I began thinking about the dreams I have. Some of these dreams I have held in my heart for many years; some were born more recently. Whenever I think of my dreams I think of the song from the old time Christmas special, “Rudolph the Red Nosed Reindeer”:
“There’s always tomorrow for dreams to come true, believe in your dreams come what may.”
Hmmm. Do the dreams that I think about–the plans I envision for myself, my kids– do they line up with what God’s Word says I should be striving for?
When I really be honest with the answer to that question, I would have to admit to answering it with a no. My dreams involve hoping for things in this world. I have dreams that I am realizing will most likely never come true for me. I can kind of handle that. I am not as young as I was when these dreams were born in my heart. The dreams I have for my kids, though, I am reluctant to let go. I go to God often and ask Him to grant fruition to these dreams in the lives of my kids. What parent doesn’t have dreams for their child? That isn’t wrong, right? No, I actually don’t think having dreams for my kids is wrong.
What is wrong, though, is holding onto those dreams so tightly that I am dissatisfied with any direction they go that may lead away from the fulfillment of the dreams I have for them.
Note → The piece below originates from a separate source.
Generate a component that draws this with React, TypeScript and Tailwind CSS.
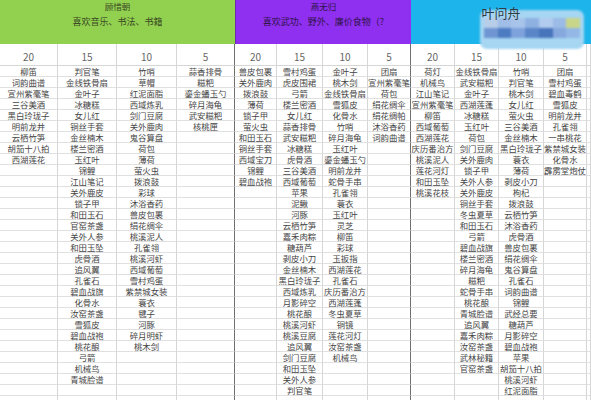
import React from "react";

const G20 = ["柳笛","词韵曲谱","宣州紫毫笔","三谷美酒","黑白玲珑子","明前龙井","云栖竹笋","胡笳十八拍","西湖莲花"];
const G15 = ["判官笔","金线铁骨扇","金叶子","冰糖糕","女儿红","铜丝手套","金丝楠木","楼兰密酒","玉红叶","锦鲤","江山笔记","关外鹿皮","锁子甲","和田玉石","官窑茶盏","关外人参","和田玉坠","虎骨酒","追风翼","孔雀石","碧血战旗","化骨水","汝窑茶盏","雪狐皮","碧血战袍","桃花酿","弓箭","机械鸟","青城脸谱"];
const G10 = ["竹哨","草帽","红泥面脂","西域炼乳","剑门豆腐","关外鹿肉","鬼谷算盘","荷包","薄荷","萤火虫","拨浪鼓","彩球","沐浴香药","兽皮包裹","绢花绸伞","桃溪泥人","孔雀翎","桃溪河虾","西域葡萄","雪村鸡蛋","紫禁城女装","蓑衣","毽子","河豚","碎月明虾","桃木剑"];
const G5 = ["蒜香排骨","糍粑","鎏金蟠玉勺","碎月海龟","武安糍粑","核桃匣"];

const P20 = ["兽皮包裹","关外鹿肉","拨浪鼓","薄荷","锁子甲","萤火虫","和田玉石","铜丝手套","西域宝刀","锦鲤","碧血战袍"];
const P15 = ["雪村鸡蛋","虎皮围裙","弓箭","楼兰密酒","女儿红","蒜香排骨","武安糍粑","冰糖糕","虎骨酒","三谷美酒","西域葡萄","苹果","泥鳅","河豚","云栖竹笋","嘉禾肉粽","糖葫芦","剥皮小刀","金丝楠木","黑白玲珑子","西域炼乳","月影碎空","桃花酿","桃溪河虾","桃溪豆腐","追风翼","剑门豆腐","和田玉坠","关外人参","判官笔"];
const P10 = ["金叶子","桃木剑","金线铁骨扇","雪狐皮","化骨水","竹哨","碎月海龟","玉红叶","鎏金蟠玉勺","明前龙井","蛇骨手串","孔雀翎","蓑衣","玉红叶","灵芝","柳笛","彩球","玉扳指","西湖莲花","孔雀石","庆历番治方","西湖莲蓬","冬虫夏草","铜镜","莲花河灯","汝窑茶盏","机械鸟"];
const P5 = ["团扇","宣州紫毫笔","荷包","绢花绸伞","绢花绸帕","沐浴香药","词韵曲谱"];

const B20 = ["荷灯","机械鸟","江山笔记","宣州紫毫笔","柳笛","西域葡萄","西湖莲花","庆历番治方","桃溪泥人","莲花河灯","和田玉坠","桃溪花枝"];
const B15 = ["金线铁骨扇","武安糍粑","金叶子","西湖莲蓬","冰糖糕","玉红叶","荷包","剑门豆腐","关外鹿肉","锁子甲","关外人参","关外鹿皮","铜丝手套","冬虫夏草","和田玉石","弓箭","碧血战旗","楼兰密酒","碎月海龟","糍粑","蛇骨手串","桃花酿","青城脸谱","追风翼","嘉禾肉粽","汝窑茶盏","武林秘籍","官窑茶盏"];
const B10 = ["竹哨","判官笔","桃木剑","女儿红","萤火虫","三谷美酒","金丝楠木","黑白玲珑子","蓑衣","薄荷","剥皮小刀","枸杞","拨浪鼓","云栖竹笋","沐浴香药","虎骨酒","兽皮包裹","绢花绸伞","鬼谷算盘","孔雀石","词韵曲谱","锦鲤","武经总要","糖葫芦","月影碎空","碧血战袍","苹果","胡笳十八拍","桃溪河虾","红泥面脂"];
const B5 = ["团扇","雪村鸡蛋","碧血毒鹤","雪狐皮","明前龙井","孔雀翎","一串桃花","紫禁城女装","化骨水","霹雳堂炮仗"];

const COLS: { data: string[]; num: string; edge: boolean }[] = [
  { data: G20, num: "20", edge: false },
  { data: G15, num: "15", edge: false },
  { data: G10, num: "10", edge: false },
  { data: G5, num: "5", edge: true },
  { data: P20, num: "20", edge: false },
  { data: P15, num: "15", edge: false },
  { data: P10, num: "10", edge: false },
  { data: P5, num: "5", edge: true },
  { data: B20, num: "20", edge: false },
  { data: B15, num: "15", edge: false },
  { data: B10, num: "10", edge: false },
  { data: B5, num: "5", edge: false },
  { data: [], num: "", edge: false },
];

const ROWS = 31;

const tiles1 = ["#b7cde8", "#9fbde6", "#a9c4ea", "#8eb1e2", "#b2cbee", "#9cbbe6", "#c9d68a"];
const tiles2 = ["#6f96d2", "#4e7cc2", "#7ea2dc", "#5a86c8", "#4874bc", "#86a8de", "#94b8e6"];

export default function App() {
  return (
    <div className="w-[591px] h-[400px] overflow-hidden bg-white font-['Noto_Sans_CJK_SC',sans-serif]">
      <div className="grid grid-cols-[58px_59px_60px_58px_42px_46px_45px_43px_44px_44px_45px_43px_1fr]">
        {/* header */}
        <div className="col-span-4 h-[44px] bg-[#92d050] flex flex-col items-center text-[#3a4a24] text-[8.5px] leading-[10px]">
          <div className="mt-[1px] h-[10px]">顾惜朝</div>
          <div className="mt-[6px] text-[9px]">喜欢音乐、书法、书籍</div>
        </div>
        <div className="col-span-4 h-[44px] bg-[#8f2ff0] flex flex-col items-center text-[#2e1448] text-[8.5px] leading-[10px] border-l border-[#6a2ab0]">
          <div className="mt-[1px] h-[10px]">燕无归</div>
          <div className="mt-[6px] text-[9px]">喜欢武功、野外、廉价食物（?</div>
        </div>
        <div className="col-span-5 h-[44px] bg-[#1db4ec] relative flex flex-col items-center">
          <div className="absolute left-[69px] top-[10px] w-[104px] h-[39px] rounded-[7px] bg-[#a6d6f2] overflow-hidden blur-[1px]">
            <div className="mt-[8px] mx-[4px] flex">
              {tiles1.map((c, i) => (
                <div key={i} className="h-[10px] flex-1" style={{ backgroundColor: c }} />
              ))}
            </div>
            <div className="mx-[4px] flex">
              {tiles2.map((c, i) => (
                <div key={i} className="h-[10px] flex-1" style={{ backgroundColor: c }} />
              ))}
            </div>
          </div>
          <div className="relative mt-[5px] text-[13px] leading-[16px] text-[#2e3a44]">叶问舟</div>
        </div>
        {/* number row */}
        {COLS.map((c, i) => (
          <div
            key={"n" + i}
            className={`h-[22px] flex items-center justify-center pt-[3px] text-[10px] text-[#666] border-b border-[#d6d6d6] ${c.edge ? "border-r border-r-[#707070]" : "border-r"} ${i === 11 ? "border-r-[#d6d6d6]" : ""}`}
          >
            {c.num}
          </div>
        ))}
        {/* data rows */}
        {Array.from({ length: ROWS }).map((_, r) =>
          COLS.map((c, i) => (
            <div
              key={r + "-" + i}
              className={`h-[11px] flex items-center justify-center whitespace-nowrap text-[8.4px] leading-[10px] text-[#454545] border-b border-[#e0e0e0] ${c.edge ? "border-r border-r-[#707070]" : "border-r border-r-[#d6d6d6]"}`}
            >
              {c.data[r] ?? ""}
            </div>
          ))
        )}
      </div>
    </div>
  );
}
What makes that wrong is I am not leaving room for the fact that perhaps God’s plans for them do not match my dreams for them.
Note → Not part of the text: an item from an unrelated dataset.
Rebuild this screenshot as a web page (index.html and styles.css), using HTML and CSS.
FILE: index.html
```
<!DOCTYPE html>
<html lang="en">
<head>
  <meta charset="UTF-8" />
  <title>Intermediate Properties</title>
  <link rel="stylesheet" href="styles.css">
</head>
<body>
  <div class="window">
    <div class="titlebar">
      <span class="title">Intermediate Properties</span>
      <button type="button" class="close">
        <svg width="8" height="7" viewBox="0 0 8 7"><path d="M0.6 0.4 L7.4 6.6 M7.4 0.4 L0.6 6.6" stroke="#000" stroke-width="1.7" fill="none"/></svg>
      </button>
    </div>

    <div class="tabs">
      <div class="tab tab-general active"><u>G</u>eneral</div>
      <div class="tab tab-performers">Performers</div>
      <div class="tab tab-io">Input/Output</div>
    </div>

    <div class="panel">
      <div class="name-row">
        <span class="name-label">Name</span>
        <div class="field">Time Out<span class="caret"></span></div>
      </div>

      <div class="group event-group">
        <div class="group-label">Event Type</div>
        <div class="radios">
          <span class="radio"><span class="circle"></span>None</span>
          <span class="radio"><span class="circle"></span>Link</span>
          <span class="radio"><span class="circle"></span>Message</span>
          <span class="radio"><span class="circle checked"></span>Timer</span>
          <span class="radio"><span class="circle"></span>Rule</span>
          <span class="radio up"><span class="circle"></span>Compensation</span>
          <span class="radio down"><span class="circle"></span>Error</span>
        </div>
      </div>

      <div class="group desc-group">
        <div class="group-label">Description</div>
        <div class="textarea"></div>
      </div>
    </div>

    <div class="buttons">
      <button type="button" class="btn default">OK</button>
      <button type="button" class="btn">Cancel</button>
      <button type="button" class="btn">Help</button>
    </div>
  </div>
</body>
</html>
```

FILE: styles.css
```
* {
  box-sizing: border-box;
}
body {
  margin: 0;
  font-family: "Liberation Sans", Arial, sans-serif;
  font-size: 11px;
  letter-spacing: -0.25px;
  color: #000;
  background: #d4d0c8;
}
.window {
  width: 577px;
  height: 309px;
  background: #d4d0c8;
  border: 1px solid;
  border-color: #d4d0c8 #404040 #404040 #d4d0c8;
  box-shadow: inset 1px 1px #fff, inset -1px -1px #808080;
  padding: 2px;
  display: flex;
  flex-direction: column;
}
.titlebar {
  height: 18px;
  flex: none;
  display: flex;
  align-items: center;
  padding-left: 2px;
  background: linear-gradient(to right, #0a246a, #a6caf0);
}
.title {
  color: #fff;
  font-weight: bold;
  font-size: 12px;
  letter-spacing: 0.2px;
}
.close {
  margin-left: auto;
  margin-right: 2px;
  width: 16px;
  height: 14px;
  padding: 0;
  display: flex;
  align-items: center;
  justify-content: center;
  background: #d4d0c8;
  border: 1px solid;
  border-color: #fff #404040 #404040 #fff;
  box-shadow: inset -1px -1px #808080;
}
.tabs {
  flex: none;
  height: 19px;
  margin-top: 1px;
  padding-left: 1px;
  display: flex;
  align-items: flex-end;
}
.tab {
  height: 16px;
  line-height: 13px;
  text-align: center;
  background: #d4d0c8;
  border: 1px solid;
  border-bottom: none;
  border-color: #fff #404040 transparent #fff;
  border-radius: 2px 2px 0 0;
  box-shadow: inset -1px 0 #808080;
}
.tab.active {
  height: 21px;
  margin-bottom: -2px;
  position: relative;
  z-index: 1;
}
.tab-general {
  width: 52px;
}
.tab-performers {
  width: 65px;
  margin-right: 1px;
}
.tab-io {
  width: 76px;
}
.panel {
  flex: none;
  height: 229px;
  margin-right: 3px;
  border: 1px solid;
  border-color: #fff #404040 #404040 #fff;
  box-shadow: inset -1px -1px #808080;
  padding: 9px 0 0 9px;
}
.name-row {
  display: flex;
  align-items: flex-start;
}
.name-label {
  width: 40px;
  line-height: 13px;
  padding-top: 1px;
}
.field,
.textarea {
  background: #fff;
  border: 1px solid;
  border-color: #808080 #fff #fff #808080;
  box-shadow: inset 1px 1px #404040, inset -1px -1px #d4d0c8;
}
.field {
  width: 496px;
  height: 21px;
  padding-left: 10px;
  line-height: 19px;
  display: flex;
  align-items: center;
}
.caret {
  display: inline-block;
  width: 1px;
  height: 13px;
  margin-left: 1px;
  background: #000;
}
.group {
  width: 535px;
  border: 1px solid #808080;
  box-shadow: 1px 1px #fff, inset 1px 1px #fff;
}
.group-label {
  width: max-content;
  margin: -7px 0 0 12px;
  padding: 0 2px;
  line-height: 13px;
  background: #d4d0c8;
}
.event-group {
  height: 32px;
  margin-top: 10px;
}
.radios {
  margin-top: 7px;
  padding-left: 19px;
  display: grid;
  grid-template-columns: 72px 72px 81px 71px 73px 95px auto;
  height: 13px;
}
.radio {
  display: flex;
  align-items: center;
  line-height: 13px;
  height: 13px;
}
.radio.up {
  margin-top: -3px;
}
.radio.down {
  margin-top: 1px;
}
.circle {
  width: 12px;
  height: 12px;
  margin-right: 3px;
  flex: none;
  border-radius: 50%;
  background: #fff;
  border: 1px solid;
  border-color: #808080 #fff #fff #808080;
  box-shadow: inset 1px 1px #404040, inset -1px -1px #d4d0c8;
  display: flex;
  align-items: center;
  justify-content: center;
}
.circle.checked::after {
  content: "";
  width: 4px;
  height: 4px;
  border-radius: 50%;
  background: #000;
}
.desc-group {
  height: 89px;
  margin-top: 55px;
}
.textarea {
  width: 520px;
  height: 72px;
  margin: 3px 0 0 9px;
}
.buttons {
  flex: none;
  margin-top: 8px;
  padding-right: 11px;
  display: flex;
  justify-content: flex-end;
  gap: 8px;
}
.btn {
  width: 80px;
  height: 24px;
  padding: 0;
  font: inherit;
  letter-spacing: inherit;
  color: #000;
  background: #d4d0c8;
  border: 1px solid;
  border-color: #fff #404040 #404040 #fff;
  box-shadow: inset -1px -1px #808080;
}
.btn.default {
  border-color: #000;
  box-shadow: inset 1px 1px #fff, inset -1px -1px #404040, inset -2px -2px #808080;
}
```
Wait. Seriously? Can’t God see that I am their mom and I, of all people, know what is best for them? I spent years with these kids, pouring myself into them. I am the expert in matters of their future.
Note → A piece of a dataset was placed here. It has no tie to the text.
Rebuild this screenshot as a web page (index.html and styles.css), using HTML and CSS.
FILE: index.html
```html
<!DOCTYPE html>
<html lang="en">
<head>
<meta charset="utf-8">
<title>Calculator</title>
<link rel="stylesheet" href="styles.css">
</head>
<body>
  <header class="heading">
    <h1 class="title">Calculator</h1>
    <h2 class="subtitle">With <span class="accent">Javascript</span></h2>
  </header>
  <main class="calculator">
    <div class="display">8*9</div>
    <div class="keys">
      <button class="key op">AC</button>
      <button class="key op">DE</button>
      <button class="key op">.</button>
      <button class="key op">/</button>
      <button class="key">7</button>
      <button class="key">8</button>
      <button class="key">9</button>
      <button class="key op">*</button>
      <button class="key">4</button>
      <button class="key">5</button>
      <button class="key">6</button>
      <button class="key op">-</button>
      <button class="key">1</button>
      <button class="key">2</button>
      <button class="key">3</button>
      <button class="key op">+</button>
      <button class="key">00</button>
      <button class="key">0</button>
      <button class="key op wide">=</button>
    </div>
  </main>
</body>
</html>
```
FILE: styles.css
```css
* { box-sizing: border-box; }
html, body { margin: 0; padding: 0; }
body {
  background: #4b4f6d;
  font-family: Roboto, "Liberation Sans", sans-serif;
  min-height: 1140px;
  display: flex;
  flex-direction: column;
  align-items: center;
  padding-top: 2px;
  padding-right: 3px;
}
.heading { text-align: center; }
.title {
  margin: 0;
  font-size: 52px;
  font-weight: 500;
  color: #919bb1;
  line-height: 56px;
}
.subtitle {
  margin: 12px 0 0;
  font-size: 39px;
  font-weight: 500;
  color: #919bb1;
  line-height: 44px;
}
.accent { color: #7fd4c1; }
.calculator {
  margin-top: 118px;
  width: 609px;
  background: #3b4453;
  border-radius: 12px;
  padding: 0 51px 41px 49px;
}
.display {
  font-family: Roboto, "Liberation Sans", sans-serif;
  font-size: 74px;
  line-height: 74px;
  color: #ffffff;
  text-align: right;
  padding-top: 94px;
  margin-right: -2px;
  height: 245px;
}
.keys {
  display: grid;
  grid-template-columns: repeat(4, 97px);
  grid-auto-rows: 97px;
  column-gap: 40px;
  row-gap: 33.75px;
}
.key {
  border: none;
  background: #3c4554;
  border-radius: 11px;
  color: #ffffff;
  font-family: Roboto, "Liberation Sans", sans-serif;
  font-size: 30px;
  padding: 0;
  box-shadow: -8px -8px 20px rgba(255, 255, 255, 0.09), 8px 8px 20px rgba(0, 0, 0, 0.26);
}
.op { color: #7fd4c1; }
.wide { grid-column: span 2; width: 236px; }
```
Except really, I’m not. I know what I would like to see happen in their lives. Of course I want them to grow closer to God every day. Of course I want them to be good citizens, working a job, providing for their families–I want them to have families to provide for. I want…
You get the idea. There’s a lot of I’s in those sentences.
The reality is, though, that I have no control in any of these things. God is in complete control and maybe my dreams for them are more worldly than I want to admit.
I haven’t learned to hold these things loosely yet. I’m not sure I will ever really learn that lesson–no more than I will ever really want to accept the loss of many of my own dreams.
I guess that’s why Paul said, “He who began a good work in you will be faithful to complete it.” God isn’t done with me–obviously. I am more worldly than I care to admit. I have so much to learn still.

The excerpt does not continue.